The Committee on the Global Financial System (CGFS), a committee that reports to central bank governors at the Bank for International Settlements, increased its work in the macroprudential area throughout 2009 and early 2010, publishing “The role of valuation and leverage in procyclicality” (CGFS, 2009) in April 2009, “The role of margin requirements and haircuts in procyclicality” (CGFS, 2010b) in March 2010, and “Macroprudential instruments and frameworks: a stocktaking of issues and experiences” (CGFS, 2010a) in May 2010.

The Basel Committee on Banking Supervision was strongly encouraged by many, including central banks, to take a more macroprudential approach to regulation, particularly in the setting of capital requirements and liquidity requirements. As well, cost-benefit analyses of short-run and long-run effects of proposed changes in regulation were undertaken by a Macroeconomic Assessment Group (2010) established by the Financial Stability Board and the Bank for International Settlements, and by the Basel Committee on Banking Supervision (2010a), respectively.

Although the initial round of policy work on capital requirements and liquidity requirements by the BIS has been completed, there are still important issues to be resolved in the policy arena regarding the use of contingent capital, the procyclicality of margin requirements and haircuts, the procyclicality of loan-to-value ratios on mortgages, and the use of Pigovian taxes and subsidies when there is overborrowing.

Academics continue to be involved in the analysis of market failures and in describing practical policy measures to deal with them (see, for example, Hanson et al., 2011).

  1. Market Failure

Hyun Shin (2010a) has described the overall market failure in financial systems as follows: “Risk is being ‘under-priced’ in the sense that banks take cues from current buoyant market conditions to take on additional exposures now, without taking sufficient account of the fallout to the rest of the economy when the bubble eventually bursts.” This is an externality. “Banks take account of their own short-term objectives without taking account of the spillover effects of their actions on other banks and on the economy as a whole.” As we have seen above, the work of Reinhart and Reinhart (2010) shows that the overall cost of this market failure is substantial.

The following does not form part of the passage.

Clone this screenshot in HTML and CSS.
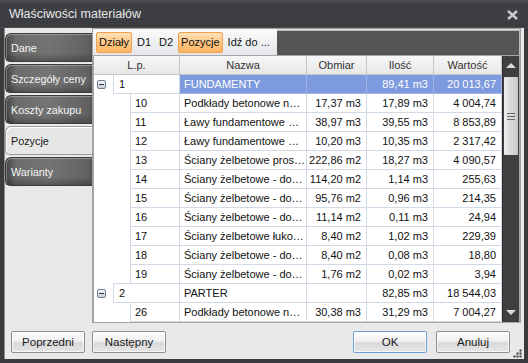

Acharya (2009) notes that, since deposit contracts are not “contingent on bank characteristics,” the costs of bank failure borne by depositors are not internalized by banks and their owners, thus potentially leading to negative externalities.

Brunnermeier et al. (2009) describe five major negative externalities as follows:

  • “pure informational contagion” in which the failure of a bank casts doubt on the solvency of a bank that has a similar structure in terms of assets or liabilities (cross-section) (1)
  • “loss of access to future funding for the failed bank’s customers” associated with the “loss of specific information links between the failed bank and its customers” (2)
  • “Financial intermediaries trade much more amongst themselves than do other corporates” so “in the immediate aftermath of the failure of an inter-connected bank there is much uncertainty about how much creditors of that bank will get back, and by what date.” (cross-section) (3)
  • A “bank in difficulty will often be forced to sell assets (fire sales)” and “there is an internal amplifying process (liquidity spirals) whereby a falling asset market leads banks, investment houses, etc., to make more sales (deleveraging), which further drives down asset prices and financial intermediaries’ assessed profit and loss and balance sheet net worth.” (cross-section, procyclicality). (4) Acharya (2009) notes that under certain conditions banks will exhibit herding behaviour that gives rise to systemic risk. Segura and Suarez (2010) show that the combination of bank refinancing constraints and the increased competitive price of liquidity in crises lead to the negative externality associated with excessive short-term debt. Other authors[2] have focussed on how this amplification process in the crisis is likely to have been made worse by the extent to which liquidity improved, margin requirements (or required loan-to-value ratios) were loosened, leverage of borrowers increased, and bubble behaviour predominated during the boom period. CGFS (2010) describes the market failure in the setting of margin requirements as relating to the fact that “It is reasonable or even rational from the perspective of the individual financial institution to loosen credit terms during good times, only because the individual institution does not take into account the expansionary impact of its actions on the broader financial system.”
  • “To regain liquidity, and to improve capital ratios, a bank, or financial intermediary, may seek to restrict new credit extension.” (5)

Brunnermeier et al. (2009) further note that “market failures (in the guise of resource misallocations) also occur during the boom phase, with excessive credit expansion and investment in the ‘bubble’ assets.”(6)

  1. Macroprudential Instruments: A Typology

Macroprudential policy proposals have, in both the policy literature and academic literature, focussed on dealing with the market failures discussed above. Policies have largely fallen into three categories: proposals for capital requirements, proposals for Pigovian taxes (and subsidies), and proposals imposing maximums or minimums on behaviour (either on quantities or on prices and elements of credit conditions).

Policies have been proposed to deal with the following proximate objects of concern (related to market failures): excessive credit creation (including specific categories of collateralized credit), liquidity (including the maturity mismatch between assets and liabilities), and the continuation of a bank whose common equity has fallen below the required minimum. (In addition, some authors view proposals regarding infrastructure, such as central counterparties for OTC derivatives and repo, to be macroprudential in nature.) Many of the proposed policies deal with more than one of the market failures discussed in the previous section.